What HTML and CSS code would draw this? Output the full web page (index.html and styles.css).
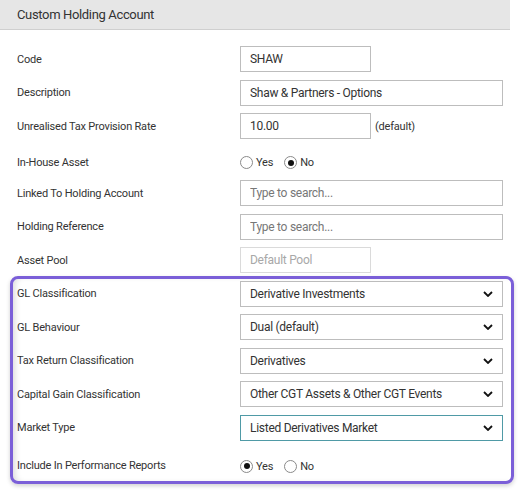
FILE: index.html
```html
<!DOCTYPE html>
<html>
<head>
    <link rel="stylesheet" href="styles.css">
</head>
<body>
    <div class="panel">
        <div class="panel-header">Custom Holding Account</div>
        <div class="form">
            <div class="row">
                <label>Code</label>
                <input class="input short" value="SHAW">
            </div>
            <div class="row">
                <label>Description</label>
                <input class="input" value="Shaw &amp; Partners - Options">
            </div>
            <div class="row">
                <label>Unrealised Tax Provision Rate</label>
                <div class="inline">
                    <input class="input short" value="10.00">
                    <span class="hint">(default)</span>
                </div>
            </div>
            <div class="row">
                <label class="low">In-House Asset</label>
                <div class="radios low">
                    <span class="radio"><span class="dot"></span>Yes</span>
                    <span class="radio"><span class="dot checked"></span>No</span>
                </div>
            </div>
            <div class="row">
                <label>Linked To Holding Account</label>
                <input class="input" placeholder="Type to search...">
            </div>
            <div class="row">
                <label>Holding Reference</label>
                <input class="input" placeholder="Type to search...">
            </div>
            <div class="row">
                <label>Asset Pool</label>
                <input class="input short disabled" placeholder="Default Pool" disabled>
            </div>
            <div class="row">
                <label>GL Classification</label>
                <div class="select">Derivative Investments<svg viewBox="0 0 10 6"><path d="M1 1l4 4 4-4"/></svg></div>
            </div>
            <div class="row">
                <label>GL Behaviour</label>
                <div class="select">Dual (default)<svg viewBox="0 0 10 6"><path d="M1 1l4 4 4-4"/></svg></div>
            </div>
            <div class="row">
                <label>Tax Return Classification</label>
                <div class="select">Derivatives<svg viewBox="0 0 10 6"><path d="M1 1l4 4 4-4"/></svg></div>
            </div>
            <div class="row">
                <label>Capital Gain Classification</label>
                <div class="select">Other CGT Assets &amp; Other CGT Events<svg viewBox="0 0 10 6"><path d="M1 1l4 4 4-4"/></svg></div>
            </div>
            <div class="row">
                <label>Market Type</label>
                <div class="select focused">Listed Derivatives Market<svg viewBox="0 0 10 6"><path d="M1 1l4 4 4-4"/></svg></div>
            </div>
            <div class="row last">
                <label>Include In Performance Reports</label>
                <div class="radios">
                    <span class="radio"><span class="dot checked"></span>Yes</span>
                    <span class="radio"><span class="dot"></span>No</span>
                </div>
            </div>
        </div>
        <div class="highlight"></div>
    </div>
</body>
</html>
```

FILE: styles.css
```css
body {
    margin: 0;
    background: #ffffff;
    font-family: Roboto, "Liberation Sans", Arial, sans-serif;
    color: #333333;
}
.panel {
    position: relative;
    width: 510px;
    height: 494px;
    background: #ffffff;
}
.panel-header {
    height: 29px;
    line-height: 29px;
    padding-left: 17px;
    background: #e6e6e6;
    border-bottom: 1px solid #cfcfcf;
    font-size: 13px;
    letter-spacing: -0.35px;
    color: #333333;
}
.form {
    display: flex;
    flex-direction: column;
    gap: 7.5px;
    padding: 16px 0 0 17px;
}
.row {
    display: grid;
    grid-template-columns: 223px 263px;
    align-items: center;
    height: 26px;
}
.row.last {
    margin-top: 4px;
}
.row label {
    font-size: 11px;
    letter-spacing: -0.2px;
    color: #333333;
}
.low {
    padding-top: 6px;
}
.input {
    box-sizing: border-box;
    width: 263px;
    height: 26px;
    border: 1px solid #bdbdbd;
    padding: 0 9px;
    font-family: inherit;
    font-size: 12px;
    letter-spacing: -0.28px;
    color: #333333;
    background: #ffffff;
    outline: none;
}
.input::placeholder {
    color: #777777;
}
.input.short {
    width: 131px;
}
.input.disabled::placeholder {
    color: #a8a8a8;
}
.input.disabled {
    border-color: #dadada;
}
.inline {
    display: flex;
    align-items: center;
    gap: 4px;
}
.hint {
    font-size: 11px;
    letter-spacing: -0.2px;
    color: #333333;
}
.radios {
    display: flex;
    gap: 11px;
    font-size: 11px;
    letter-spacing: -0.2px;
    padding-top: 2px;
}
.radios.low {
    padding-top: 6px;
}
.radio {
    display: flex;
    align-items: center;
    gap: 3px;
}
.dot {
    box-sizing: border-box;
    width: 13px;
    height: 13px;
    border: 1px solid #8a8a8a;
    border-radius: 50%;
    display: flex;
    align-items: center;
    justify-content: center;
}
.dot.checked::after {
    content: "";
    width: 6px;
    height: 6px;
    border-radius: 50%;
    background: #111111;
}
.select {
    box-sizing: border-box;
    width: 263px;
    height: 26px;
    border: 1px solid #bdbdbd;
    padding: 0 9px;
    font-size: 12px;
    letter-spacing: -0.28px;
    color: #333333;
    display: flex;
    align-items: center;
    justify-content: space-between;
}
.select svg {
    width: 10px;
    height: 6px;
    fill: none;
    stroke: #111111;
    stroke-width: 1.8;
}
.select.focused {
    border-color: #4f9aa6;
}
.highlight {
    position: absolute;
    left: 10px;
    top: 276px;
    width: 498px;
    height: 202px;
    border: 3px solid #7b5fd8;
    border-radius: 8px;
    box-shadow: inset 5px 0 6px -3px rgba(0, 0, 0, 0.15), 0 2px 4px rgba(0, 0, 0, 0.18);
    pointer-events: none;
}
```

## Task to complete
Using the material above, gather every line that includes "index".

## Exercise result
What HTML and CSS code would draw this? Output the full web page (index.html and styles.css).
FILE: index.html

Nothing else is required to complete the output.